=== Objective ===
Locate each line containing the string "screenshot" and copy it out.

-- START OF Data provided --

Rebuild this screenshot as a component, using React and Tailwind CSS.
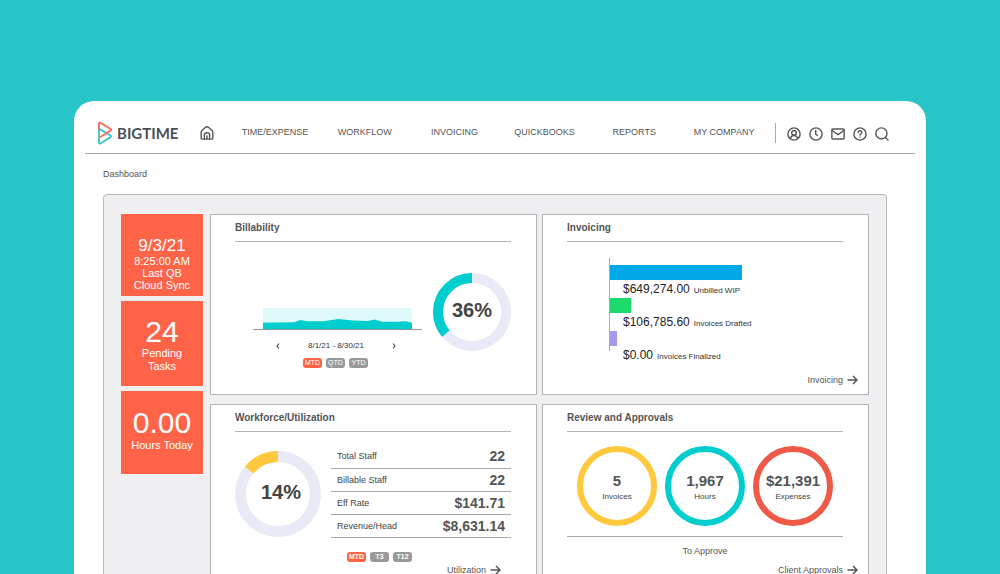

-- END OF Data provided --
-- START OF Data provided --

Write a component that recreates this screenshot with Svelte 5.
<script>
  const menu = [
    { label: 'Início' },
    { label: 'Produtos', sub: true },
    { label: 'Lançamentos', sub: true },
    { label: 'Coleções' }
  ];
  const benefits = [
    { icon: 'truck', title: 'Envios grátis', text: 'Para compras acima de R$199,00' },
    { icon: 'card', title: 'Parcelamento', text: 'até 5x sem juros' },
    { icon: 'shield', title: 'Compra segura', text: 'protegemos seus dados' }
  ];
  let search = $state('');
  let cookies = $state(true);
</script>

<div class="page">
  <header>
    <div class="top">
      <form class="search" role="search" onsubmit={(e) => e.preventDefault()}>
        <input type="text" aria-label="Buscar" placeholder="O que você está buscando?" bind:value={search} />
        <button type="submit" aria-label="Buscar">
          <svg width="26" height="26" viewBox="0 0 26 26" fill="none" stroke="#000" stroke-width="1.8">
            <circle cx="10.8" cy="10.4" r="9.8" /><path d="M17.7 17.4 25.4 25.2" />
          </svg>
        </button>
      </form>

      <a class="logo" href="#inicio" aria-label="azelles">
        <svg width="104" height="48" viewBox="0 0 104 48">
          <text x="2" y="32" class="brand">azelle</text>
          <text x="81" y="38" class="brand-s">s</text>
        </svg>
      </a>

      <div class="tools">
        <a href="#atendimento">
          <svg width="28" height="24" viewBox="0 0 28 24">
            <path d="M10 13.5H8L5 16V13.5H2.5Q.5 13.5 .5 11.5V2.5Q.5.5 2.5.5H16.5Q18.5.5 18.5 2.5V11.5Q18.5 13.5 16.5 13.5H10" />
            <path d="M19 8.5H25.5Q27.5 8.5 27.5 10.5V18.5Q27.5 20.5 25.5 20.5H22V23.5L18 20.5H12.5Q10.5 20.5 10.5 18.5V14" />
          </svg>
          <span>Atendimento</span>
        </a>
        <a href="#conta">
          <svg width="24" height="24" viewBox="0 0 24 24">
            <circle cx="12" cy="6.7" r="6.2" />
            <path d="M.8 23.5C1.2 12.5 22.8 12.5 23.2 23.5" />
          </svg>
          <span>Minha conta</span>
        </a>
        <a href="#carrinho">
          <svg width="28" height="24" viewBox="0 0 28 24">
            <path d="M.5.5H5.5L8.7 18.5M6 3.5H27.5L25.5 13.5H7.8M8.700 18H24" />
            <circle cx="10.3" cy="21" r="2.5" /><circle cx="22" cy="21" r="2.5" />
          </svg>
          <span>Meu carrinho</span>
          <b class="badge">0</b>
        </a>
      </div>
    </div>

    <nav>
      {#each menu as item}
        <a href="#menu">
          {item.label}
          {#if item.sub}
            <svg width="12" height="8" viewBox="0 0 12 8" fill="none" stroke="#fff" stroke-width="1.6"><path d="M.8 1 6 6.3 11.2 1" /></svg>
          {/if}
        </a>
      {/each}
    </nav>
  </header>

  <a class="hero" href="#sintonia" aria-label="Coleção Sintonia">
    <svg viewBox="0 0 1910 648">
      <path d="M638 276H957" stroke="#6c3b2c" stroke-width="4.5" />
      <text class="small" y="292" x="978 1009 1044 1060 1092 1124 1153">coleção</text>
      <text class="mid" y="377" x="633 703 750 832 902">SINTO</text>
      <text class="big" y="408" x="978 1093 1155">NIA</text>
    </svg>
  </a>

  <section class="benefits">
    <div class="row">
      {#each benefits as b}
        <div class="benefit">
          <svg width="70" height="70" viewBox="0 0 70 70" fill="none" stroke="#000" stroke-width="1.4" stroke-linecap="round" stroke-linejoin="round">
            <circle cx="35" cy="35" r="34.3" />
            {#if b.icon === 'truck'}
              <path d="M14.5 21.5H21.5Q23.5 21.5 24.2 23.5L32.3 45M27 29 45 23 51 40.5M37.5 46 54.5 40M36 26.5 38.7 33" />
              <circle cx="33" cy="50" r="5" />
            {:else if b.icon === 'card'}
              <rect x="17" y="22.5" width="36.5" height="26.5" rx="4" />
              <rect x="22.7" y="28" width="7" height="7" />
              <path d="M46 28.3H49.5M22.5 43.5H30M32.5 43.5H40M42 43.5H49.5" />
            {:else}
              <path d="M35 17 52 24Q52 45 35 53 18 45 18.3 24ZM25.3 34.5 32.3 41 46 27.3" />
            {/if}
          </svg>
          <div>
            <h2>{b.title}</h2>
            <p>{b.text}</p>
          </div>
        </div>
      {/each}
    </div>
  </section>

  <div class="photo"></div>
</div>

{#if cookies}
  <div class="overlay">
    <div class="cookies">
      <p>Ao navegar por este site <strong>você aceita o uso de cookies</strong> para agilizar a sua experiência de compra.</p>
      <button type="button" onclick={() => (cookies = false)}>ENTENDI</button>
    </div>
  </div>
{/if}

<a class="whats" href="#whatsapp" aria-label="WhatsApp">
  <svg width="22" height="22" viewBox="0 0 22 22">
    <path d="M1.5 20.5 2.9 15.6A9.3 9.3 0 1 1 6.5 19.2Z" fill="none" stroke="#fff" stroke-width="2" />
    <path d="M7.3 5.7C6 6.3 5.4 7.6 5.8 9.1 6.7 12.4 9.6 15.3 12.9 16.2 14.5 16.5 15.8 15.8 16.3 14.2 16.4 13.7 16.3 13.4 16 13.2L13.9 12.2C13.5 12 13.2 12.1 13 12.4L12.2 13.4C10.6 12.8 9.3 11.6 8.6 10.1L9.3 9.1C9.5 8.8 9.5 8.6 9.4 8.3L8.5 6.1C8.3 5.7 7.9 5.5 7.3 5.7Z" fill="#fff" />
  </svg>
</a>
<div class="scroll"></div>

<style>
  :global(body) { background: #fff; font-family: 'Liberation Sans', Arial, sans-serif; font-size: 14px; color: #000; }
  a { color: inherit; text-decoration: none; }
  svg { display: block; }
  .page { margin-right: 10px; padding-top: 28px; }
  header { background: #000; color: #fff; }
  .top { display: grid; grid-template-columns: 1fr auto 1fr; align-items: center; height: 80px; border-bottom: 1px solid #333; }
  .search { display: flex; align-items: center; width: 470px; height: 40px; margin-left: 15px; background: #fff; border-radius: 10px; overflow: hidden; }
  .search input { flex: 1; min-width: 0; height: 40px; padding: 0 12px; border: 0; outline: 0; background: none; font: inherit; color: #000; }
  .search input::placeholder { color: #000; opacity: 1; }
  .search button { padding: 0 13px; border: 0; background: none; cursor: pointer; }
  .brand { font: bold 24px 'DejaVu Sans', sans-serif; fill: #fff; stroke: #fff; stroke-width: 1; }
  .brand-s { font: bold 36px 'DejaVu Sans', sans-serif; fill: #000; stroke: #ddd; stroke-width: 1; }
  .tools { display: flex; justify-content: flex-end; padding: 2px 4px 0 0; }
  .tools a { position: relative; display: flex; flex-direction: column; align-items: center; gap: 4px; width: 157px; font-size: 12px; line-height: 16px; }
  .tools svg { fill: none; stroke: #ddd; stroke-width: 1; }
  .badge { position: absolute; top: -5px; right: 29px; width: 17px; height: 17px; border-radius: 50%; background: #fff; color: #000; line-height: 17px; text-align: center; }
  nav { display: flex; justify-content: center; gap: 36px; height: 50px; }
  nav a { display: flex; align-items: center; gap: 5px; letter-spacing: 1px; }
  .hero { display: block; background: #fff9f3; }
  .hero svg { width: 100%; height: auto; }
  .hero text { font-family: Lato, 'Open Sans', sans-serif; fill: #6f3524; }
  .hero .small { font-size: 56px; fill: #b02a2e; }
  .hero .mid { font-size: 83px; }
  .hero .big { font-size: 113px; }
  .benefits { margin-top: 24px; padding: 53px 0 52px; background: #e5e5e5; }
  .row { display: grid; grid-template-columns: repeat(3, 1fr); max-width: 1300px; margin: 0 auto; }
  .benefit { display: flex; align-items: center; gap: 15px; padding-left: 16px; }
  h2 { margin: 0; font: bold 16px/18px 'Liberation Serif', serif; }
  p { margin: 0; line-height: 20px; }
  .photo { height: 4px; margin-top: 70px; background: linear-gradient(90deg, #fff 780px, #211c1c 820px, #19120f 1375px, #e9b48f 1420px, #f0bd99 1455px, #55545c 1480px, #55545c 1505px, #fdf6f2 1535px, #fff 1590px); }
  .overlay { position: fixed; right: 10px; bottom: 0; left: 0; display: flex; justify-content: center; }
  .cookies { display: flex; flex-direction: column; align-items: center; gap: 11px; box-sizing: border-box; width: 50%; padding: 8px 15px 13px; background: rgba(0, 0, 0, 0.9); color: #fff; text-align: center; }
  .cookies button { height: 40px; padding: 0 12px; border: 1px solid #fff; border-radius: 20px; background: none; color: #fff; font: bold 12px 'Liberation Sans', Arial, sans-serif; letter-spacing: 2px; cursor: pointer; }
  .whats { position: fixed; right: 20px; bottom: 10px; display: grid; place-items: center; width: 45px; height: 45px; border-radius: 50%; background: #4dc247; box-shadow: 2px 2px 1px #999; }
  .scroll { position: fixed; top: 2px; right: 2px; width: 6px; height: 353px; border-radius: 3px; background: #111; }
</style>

-- END OF Data provided --

=== Answer for this exercise ===
Rebuild this screenshot as a component, using React and Tailwind CSS.
Write a component that recreates this screenshot with Svelte 5.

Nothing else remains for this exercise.